■ To be done: Do not copy the pictures; transcribe all other material exactly.
★ ★ ★ ★ ★
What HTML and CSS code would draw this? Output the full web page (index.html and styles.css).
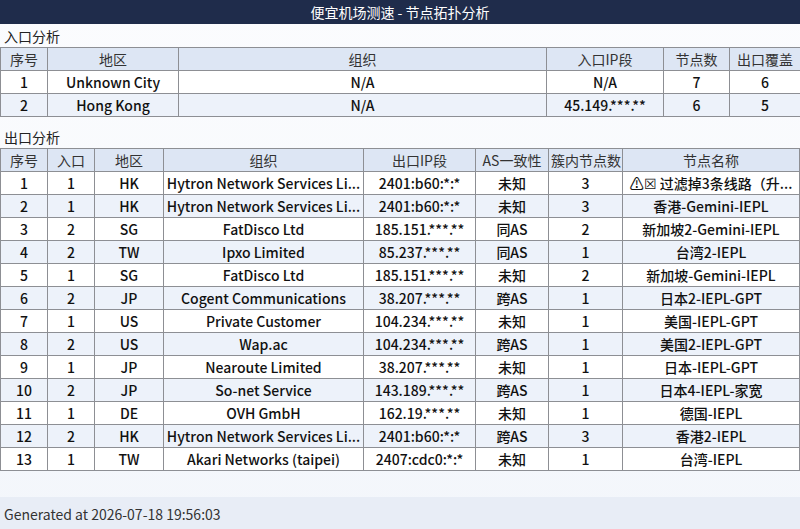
FILE: index.html
```html
<!DOCTYPE html>
<html lang="zh">
<head>
<meta charset="utf-8">
<title>便宜机场测速 - 节点拓扑分析</title>
<link rel="stylesheet" href="styles.css">
</head>
<body>
<div class="page">
  <header class="title">便宜机场测速 - 节点拓扑分析</header>
  <main class="content">
    <div class="section-label">入口分析</div>
    <table class="grid">
      <colgroup>
        <col class="c47"><col class="c131"><col class="c368"><col class="c117"><col class="c66"><col class="c70">
      </colgroup>
      <thead>
        <tr><th>序号</th><th>地区</th><th>组织</th><th>入口IP段</th><th>节点数</th><th>出口覆盖</th></tr>
      </thead>
      <tbody>
        <tr><td>1</td><td>Unknown City</td><td>N/A</td><td>N/A</td><td>7</td><td>6</td></tr>
        <tr><td>2</td><td>Hong Kong</td><td>N/A</td><td>45.149.***.**</td><td>6</td><td>5</td></tr>
      </tbody>
    </table>

    <div class="section-label second">出口分析</div>
    <table class="grid">
      <colgroup>
        <col class="c47"><col class="c47"><col class="c69"><col class="c200"><col class="c112"><col class="c73"><col class="c74"><col>
      </colgroup>
      <thead>
        <tr><th>序号</th><th>入口</th><th>地区</th><th>组织</th><th>出口IP段</th><th>AS一致性</th><th>簇内节点数</th><th>节点名称</th></tr>
      </thead>
      <tbody>
        <tr><td>1</td><td>1</td><td>HK</td><td>Hytron Network Services Li...</td><td>2401:b60:*:*</td><td>未知</td><td>3</td><td>⚠☒ 过滤掉3条线路（升...</td></tr>
        <tr><td>2</td><td>1</td><td>HK</td><td>Hytron Network Services Li...</td><td>2401:b60:*:*</td><td>未知</td><td>3</td><td>香港-Gemini-IEPL</td></tr>
        <tr><td>3</td><td>2</td><td>SG</td><td>FatDisco Ltd</td><td>185.151.***.**</td><td>同AS</td><td>2</td><td>新加坡2-Gemini-IEPL</td></tr>
        <tr><td>4</td><td>2</td><td>TW</td><td>Ipxo Limited</td><td>85.237.***.**</td><td>同AS</td><td>1</td><td>台湾2-IEPL</td></tr>
        <tr><td>5</td><td>1</td><td>SG</td><td>FatDisco Ltd</td><td>185.151.***.**</td><td>未知</td><td>2</td><td>新加坡-Gemini-IEPL</td></tr>
        <tr><td>6</td><td>2</td><td>JP</td><td>Cogent Communications</td><td>38.207.***.**</td><td>跨AS</td><td>1</td><td>日本2-IEPL-GPT</td></tr>
        <tr><td>7</td><td>1</td><td>US</td><td>Private Customer</td><td>104.234.***.**</td><td>未知</td><td>1</td><td>美国-IEPL-GPT</td></tr>
        <tr><td>8</td><td>2</td><td>US</td><td>Wap.ac</td><td>104.234.***.**</td><td>跨AS</td><td>1</td><td>美国2-IEPL-GPT</td></tr>
        <tr><td>9</td><td>1</td><td>JP</td><td>Nearoute Limited</td><td>38.207.***.**</td><td>未知</td><td>1</td><td>日本-IEPL-GPT</td></tr>
        <tr><td>10</td><td>2</td><td>JP</td><td>So-net Service</td><td>143.189.***.**</td><td>跨AS</td><td>1</td><td>日本4-IEPL-家宽</td></tr>
        <tr><td>11</td><td>1</td><td>DE</td><td>OVH GmbH</td><td>162.19.***.**</td><td>未知</td><td>1</td><td>德国-IEPL</td></tr>
        <tr><td>12</td><td>2</td><td>HK</td><td>Hytron Network Services Li...</td><td>2401:b60:*:*</td><td>跨AS</td><td>3</td><td>香港2-IEPL</td></tr>
        <tr><td>13</td><td>1</td><td>TW</td><td>Akari Networks (taipei)</td><td>2407:cdc0:*:*</td><td>未知</td><td>1</td><td>台湾-IEPL</td></tr>
      </tbody>
    </table>
  </main>
  <footer class="footer">Generated at 2026-07-18 19:56:03</footer>
</div>
</body>
</html>
```

FILE: styles.css
```css
* { box-sizing: border-box; }
html, body {
  margin: 0;
  padding: 0;
}
body {
  font-family: "Noto Sans CJK SC", "Noto Sans", sans-serif;
  font-size: 14px;
  color: #111;
  background: #f6f8fc;
}
.page {
  width: 800px;
  height: 529px;
  display: flex;
  flex-direction: column;
  background: linear-gradient(#fbfcfe, #f3f6fb);
}
.title {
  height: 24px;
  line-height: 24px;
  background: #1f2c4b;
  color: #fff;
  text-align: center;
  font-size: 14px;
}
.content {
  flex: 1;
}
.section-label {
  height: 23px;
  line-height: 24px;
  padding-left: 4px;
  font-size: 14px;
  color: #222;
}
.section-label.second {
  margin-top: 8px;
}
.grid {
  width: 800px;
  border-collapse: collapse;
  table-layout: fixed;
}
.grid th, .grid td {
  border: 1px solid #8d8f94;
  height: 23px;
  padding: 0 2px;
  text-align: center;
  white-space: nowrap;
  overflow: hidden;
  font-weight: 500;
  line-height: 20px;
}
.grid th {
  background: #dde6f4;
  color: #333;
  font-weight: 400;
}
.grid tbody tr:nth-child(odd) td { background: #fff; }
.grid tbody tr:nth-child(even) td { background: #edf2fa; }
.c47 { width: 47px; }
.c131 { width: 131px; }
.c368 { width: 368px; }
.c117 { width: 117px; }
.c66 { width: 66px; }
.c70 { width: 71px; }
.c69 { width: 69px; }
.c200 { width: 200px; }
.c112 { width: 112px; }
.c73 { width: 73px; }
.c74 { width: 74px; }
.footer {
  height: 32px;
  line-height: 34px;
  padding-left: 4px;
  background: #e8edf6;
  color: #333;
  font-size: 14px;
}
```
★ ★ ★ ★ ★
■ Result for this task:
What HTML and CSS code would draw this? Output the full web page (index.html and styles.css).
FILE: index.html
```html
<!DOCTYPE html>
<html lang="zh">
<head>
<meta charset="utf-8">
<title>便宜机场测速 - 节点拓扑分析</title>
<link rel="stylesheet" href="styles.css">
</head>
<body>
<div class="page">
  <header class="title">便宜机场测速 - 节点拓扑分析</header>
  <main class="content">
    <div class="section-label">入口分析</div>
    <table class="grid">
      <colgroup>
        <col class="c47"><col class="c131"><col class="c368"><col class="c117"><col class="c66"><col class="c70">
      </colgroup>
      <thead>
        <tr><th>序号</th><th>地区</th><th>组织</th><th>入口IP段</th><th>节点数</th><th>出口覆盖</th></tr>
      </thead>
      <tbody>
        <tr><td>1</td><td>Unknown City</td><td>N/A</td><td>N/A</td><td>7</td><td>6</td></tr>
        <tr><td>2</td><td>Hong Kong</td><td>N/A</td><td>45.149.***.**</td><td>6</td><td>5</td></tr>
      </tbody>
    </table>

    <div class="section-label second">出口分析</div>
    <table class="grid">
      <colgroup>
        <col class="c47"><col class="c47"><col class="c69"><col class="c200"><col class="c112"><col class="c73"><col class="c74"><col>
      </colgroup>
      <thead>
        <tr><th>序号</th><th>入口</th><th>地区</th><th>组织</th><th>出口IP段</th><th>AS一致性</th><th>簇内节点数</th><th>节点名称</th></tr>
      </thead>
      <tbody>
        <tr><td>1</td><td>1</td><td>HK</td><td>Hytron Network Services Li...</td><td>2401:b60:*:*</td><td>未知</td><td>3</td><td>⚠☒ 过滤掉3条线路（升...</td></tr>
        <tr><td>2</td><td>1</td><td>HK</td><td>Hytron Network Services Li...</td><td>2401:b60:*:*</td><td>未知</td><td>3</td><td>香港-Gemini-IEPL</td></tr>
        <tr><td>3</td><td>2</td><td>SG</td><td>FatDisco Ltd</td><td>185.151.***.**</td><td>同AS</td><td>2</td><td>新加坡2-Gemini-IEPL</td></tr>
        <tr><td>4</td><td>2</td><td>TW</td><td>Ipxo Limited</td><td>85.237.***.**</td><td>同AS</td><td>1</td><td>台湾2-IEPL</td></tr>
        <tr><td>5</td><td>1</td><td>SG</td><td>FatDisco Ltd</td><td>185.151.***.**</td><td>未知</td><td>2</td><td>新加坡-Gemini-IEPL</td></tr>
        <tr><td>6</td><td>2</td><td>JP</td><td>Cogent Communications</td><td>38.207.***.**</td><td>跨AS</td><td>1</td><td>日本2-IEPL-GPT</td></tr>
        <tr><td>7</td><td>1</td><td>US</td><td>Private Customer</td><td>104.234.***.**</td><td>未知</td><td>1</td><td>美国-IEPL-GPT</td></tr>
        <tr><td>8</td><td>2</td><td>US</td><td>Wap.ac</td><td>104.234.***.**</td><td>跨AS</td><td>1</td><td>美国2-IEPL-GPT</td></tr>
        <tr><td>9</td><td>1</td><td>JP</td><td>Nearoute Limited</td><td>38.207.***.**</td><td>未知</td><td>1</td><td>日本-IEPL-GPT</td></tr>
        <tr><td>10</td><td>2</td><td>JP</td><td>So-net Service</td><td>143.189.***.**</td><td>跨AS</td><td>1</td><td>日本4-IEPL-家宽</td></tr>
        <tr><td>11</td><td>1</td><td>DE</td><td>OVH GmbH</td><td>162.19.***.**</td><td>未知</td><td>1</td><td>德国-IEPL</td></tr>
        <tr><td>12</td><td>2</td><td>HK</td><td>Hytron Network Services Li...</td><td>2401:b60:*:*</td><td>跨AS</td><td>3</td><td>香港2-IEPL</td></tr>
        <tr><td>13</td><td>1</td><td>TW</td><td>Akari Networks (taipei)</td><td>2407:cdc0:*:*</td><td>未知</td><td>1</td><td>台湾-IEPL</td></tr>
      </tbody>
    </table>
  </main>
  <footer class="footer">Generated at 2026-07-18 19:56:03</footer>
</div>
</body>
</html>
```

FILE: styles.css
```css
* { box-sizing: border-box; }
html, body {
  margin: 0;
  padding: 0;
}
body {
  font-family: "Noto Sans CJK SC", "Noto Sans", sans-serif;
  font-size: 14px;
  color: #111;
  background: #f6f8fc;
}
.page {
  width: 800px;
  height: 529px;
  display: flex;
  flex-direction: column;
  background: linear-gradient(#fbfcfe, #f3f6fb);
}
.title {
  height: 24px;
  line-height: 24px;
  background: #1f2c4b;
  color: #fff;
  text-align: center;
  font-size: 14px;
}
.content {
  flex: 1;
}
.section-label {
  height: 23px;
  line-height: 24px;
  padding-left: 4px;
  font-size: 14px;
  color: #222;
}
.section-label.second {
  margin-top: 8px;
}
.grid {
  width: 800px;
  border-collapse: collapse;
  table-layout: fixed;
}
.grid th, .grid td {
  border: 1px solid #8d8f94;
  height: 23px;
  padding: 0 2px;
  text-align: center;
  white-space: nowrap;
  overflow: hidden;
  font-weight: 500;
  line-height: 20px;
}
.grid th {
  background: #dde6f4;
  color: #333;
  font-weight: 400;
}
.grid tbody tr:nth-child(odd) td { background: #fff; }
.grid tbody tr:nth-child(even) td { background: #edf2fa; }
.c47 { width: 47px; }
.c131 { width: 131px; }
.c368 { width: 368px; }
.c117 { width: 117px; }
.c66 { width: 66px; }
.c70 { width: 71px; }
.c69 { width: 69px; }
.c200 { width: 200px; }
.c112 { width: 112px; }
.c73 { width: 73px; }
.c74 { width: 74px; }
.footer {
  height: 32px;
  line-height: 34px;
  padding-left: 4px;
  background: #e8edf6;
  color: #333;
  font-size: 14px;
}
```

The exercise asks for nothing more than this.